Sabtu, 20 Juni 2015

Riya



Riya’ adalah salah satu sifat yang sangat dibenci Allah Swt, sifat ini bisa menjauhkan kita dari rahmat Allah, kasih sayang Allah.
Nabi Muhammad Saw sampai menamakan sifat riya’ini adalah Syirik yang kecil atau syirik yang tersembunyi.
Arti dari pada Riya’ yaitu : Ingin mendapat kedudukan dihati manusia dengan amalan akhirat yang dia lakukan, seperti puasa, shodaqoh, haji, membaca Alqur’an dan lain-lainnya tapi itu semua dia lakukan hanya ingin dipandang oleh manusia dan hanya ingin mendapatkan pujian dari manusia. Ini sifat yang sangat tercela, maka semua amal-amalnya itu di tolak Allah, tidak di terima Allah Swt.
Apa pun amal yang kita lakukan, tidak lain dan bukan hanya ingin dipandang Allah, hanya Allah yang bisa memberikan pahala buat kita, hanya Allah Swt yang memberikan ganjaran kepada kita, jangan sekali-sekali amal baik kita ini hanya ingin dipuji oleh manusia dan jangan tertipu dengan pujian manusia.

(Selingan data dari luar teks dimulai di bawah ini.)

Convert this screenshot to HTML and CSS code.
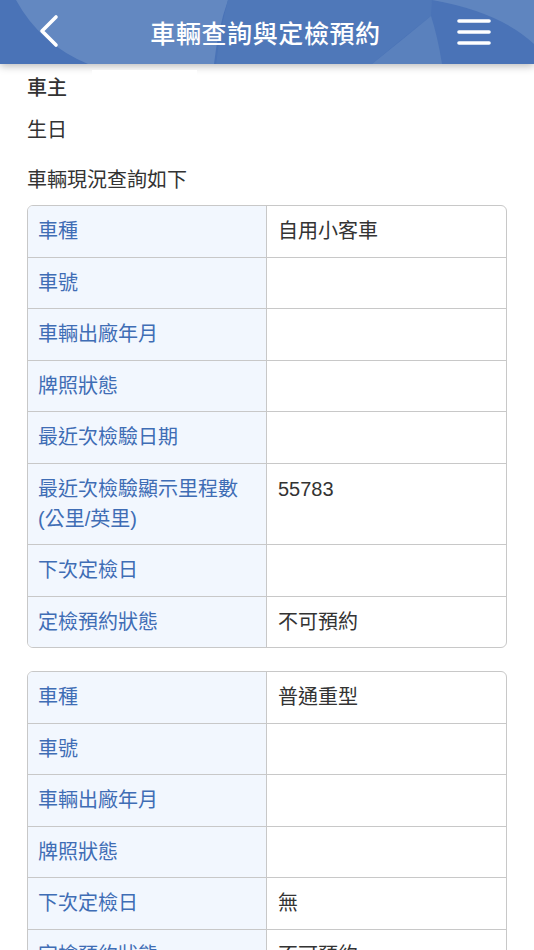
FILE: index.html
```html
<!DOCTYPE html>
<html lang="zh-Hant">
<head>
  <meta charset="UTF-8" />
  <title>車輛查詢與定檢預約</title>
  <link rel="stylesheet" href="styles.css">
</head>
<body>

<header class="app-bar">
  <svg class="app-bar-bg" viewBox="0 0 534 64" preserveAspectRatio="none">
    <rect width="534" height="64" fill="#4a73b7"/>
    <path d="M16,0 Q40,44 88,64 L214,64 Q218,28 228,0 Z" fill="#6388c1"/>
    <path d="M228,0 Q220,30 216,64 L372,64 Q400,40 431,16 L432,0 Z" fill="#4f78b9"/>
    <path d="M431,16 Q402,40 372,64 L442,64 Q438,38 431,16 Z" fill="#5a81bd"/>
    <path d="M432,0 L534,0 L534,44 Q500,12 432,0 Z" fill="#5f85bf"/>
  </svg>
  <button class="bar-btn back" aria-label="返回">
    <svg width="30" height="40" viewBox="0 0 30 40">
      <polyline points="21,5 7,19 21,33" fill="none" stroke="#fff" stroke-width="3.6" stroke-linecap="round" stroke-linejoin="round"/>
    </svg>
  </button>
  <h1 class="bar-title">車輛查詢與定檢預約</h1>
  <button class="bar-btn menu" aria-label="選單">
    <svg width="36" height="30" viewBox="0 0 36 30">
      <line x1="3" y1="4" x2="33" y2="4" stroke="#fff" stroke-width="3.6" stroke-linecap="round"/>
      <line x1="3" y1="15" x2="33" y2="15" stroke="#fff" stroke-width="3.6" stroke-linecap="round"/>
      <line x1="3" y1="26" x2="33" y2="26" stroke="#fff" stroke-width="3.6" stroke-linecap="round"/>
    </svg>
  </button>
</header>

<main class="content">
  <div class="owner-mask"></div>
  <div class="info-line owner">車主</div>
  <div class="info-line birth">生日</div>
  <p class="intro">車輛現況查詢如下</p>

  <table class="car-table">
    <tr><th>車種</th><td>自用小客車</td></tr>
    <tr><th>車號</th><td></td></tr>
    <tr><th>車輛出廠年月</th><td></td></tr>
    <tr><th>牌照狀態</th><td></td></tr>
    <tr><th>最近次檢驗日期</th><td></td></tr>
    <tr><th>最近次檢驗顯示里程數(公里/英里)</th><td>55783</td></tr>
    <tr><th>下次定檢日</th><td></td></tr>
    <tr><th>定檢預約狀態</th><td>不可預約</td></tr>
  </table>

  <table class="car-table">
    <tr><th>車種</th><td>普通重型</td></tr>
    <tr><th>車號</th><td></td></tr>
    <tr><th>車輛出廠年月</th><td></td></tr>
    <tr><th>牌照狀態</th><td></td></tr>
    <tr><th>下次定檢日</th><td>無</td></tr>
    <tr><th>定檢預約狀態</th><td>不可預約</td></tr>
  </table>
</main>

</body>
</html>
```

FILE: styles.css
```css
* { box-sizing: border-box; }
body, html {
  margin: 0;
  padding: 0;
  background: #fff;
  font-family: "Liberation Sans", "Noto Sans CJK TC", sans-serif;
  color: #333;
  overflow: hidden;
}
.app-bar {
  position: relative;
  z-index: 2;
  height: 64px;
  display: flex;
  align-items: center;
  box-shadow: 0 2px 8px rgba(0, 0, 0, 0.28);
}
.app-bar-bg {
  position: absolute;
  top: 0; left: 0;
  width: 100%;
  height: 100%;
  z-index: -1;
}
.bar-btn {
  background: none;
  border: none;
  padding: 0;
  display: flex;
  align-items: center;
  cursor: pointer;
}
.bar-btn.back { margin-left: 35px; width: 30px; }
.bar-btn.menu { margin-right: 42px; }
.bar-title {
  flex: 1;
  margin: 0;
  color: #fff;
  font-size: 25px;
  font-weight: 500;
  text-align: center;
  letter-spacing: 0.6px;
  padding-left: 10px;
}
.content {
  position: relative;
  padding: 9px 27px 0;
}
.owner-mask {
  position: absolute;
  top: 6px;
  left: 92px;
  width: 105px;
  height: 20px;
  background: #fff;
  z-index: 3;
}
.info-line {
  font-size: 20px;
  line-height: 30px;
  color: #333;
}
.info-line.owner { font-weight: 500; }
.info-line.birth { margin-top: 12px; }
.intro {
  margin: 20px 0 10px;
  font-size: 20px;
  line-height: 30px;
}
.car-table {
  width: 100%;
  border-collapse: separate;
  border-spacing: 0;
  border: 1px solid #c8c8c8;
  border-radius: 6px;
  overflow: hidden;
  margin-bottom: 23px;
  table-layout: fixed;
}
.car-table th, .car-table td {
  font-size: 20px;
  line-height: 30px;
  padding: 10.25px 10px;
  text-align: left;
  vertical-align: top;
  border-bottom: 1px solid #c8c8c8;
}
.car-table tr:last-child th, .car-table tr:last-child td { border-bottom: none; }
.car-table th {
  width: 50%;
  background: #f2f7fe;
  color: #3f6db5;
  font-weight: normal;
  border-right: 1px solid #c8c8c8;
}
.car-table td {
  color: #333;
  padding-left: 11px;
}
```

Allah Swt berkata : Katakanlah: Sesungguhnya aku ini manusia biasa seperti kamu, yang diwahyukan kepadaku: “Bahwa sesungguhnya Tuhan kamu itu adalah Tuhan yang Esa.” Barangsiapa mengharap perjumpaan dengan Tuhannya, maka hendaklah ia mengerjakan amal yang saleh dan janganlah ia mempersekutukan seorangpun dalam beribadat kepada Tuhannya.” ( Al Kahfi 110 )
Di dalam ayat yang mulia itu Allah sangat jelas menerangkan kepada kita kalau kita beramal tapi berharap dipandang dan di puji selain Allah Swt maka kita bersifat riya’ dan itu adalah sifat syirik kecil, dan sangat berbahaya buat kita di akhirat nanti.
Kita beramal untuk tanaman kita nanti di akhirat.

Allah Swt berkata : Barang siapa yang menghendaki keuntungan di akhirat akan Kami tambah keuntungan itu baginya dan barang siapa yang menghendaki keuntungan di dunia Kami berikan kepadanya sebagian dari keuntungan dunia dan tidak ada baginya suatu bahagianpun di akhirat ( As Syuura 20 )

Ayat diatas sangat jelas wahai hamba-hamba Allah, kalau kita beramal akan tetapi mengharap pujian manusia maka Allah swt akan berikan itu di dunia akan tetapi dia tidak akan mendapat bagian apa-apa di akhirat Allah Swt.

Seperti ibadah sholat yang kita lakukan setiap hari lakukanlah hanya untuk Allah, baik ketika kita sholat sendiri atau pun ketika ada orang di sekitar kita, ibadahlah hanya untuk yang mulia Allah.
Allah Swt berfirman : Maka celakahlah bagi orang-orang yang shalat, (yaitu) orang-orang yang lalai dari shalatnya, orang-orang yang berbuat riya,dan enggan (menolong dengan) barang berguna ( Al Maa’uun 4-7 ).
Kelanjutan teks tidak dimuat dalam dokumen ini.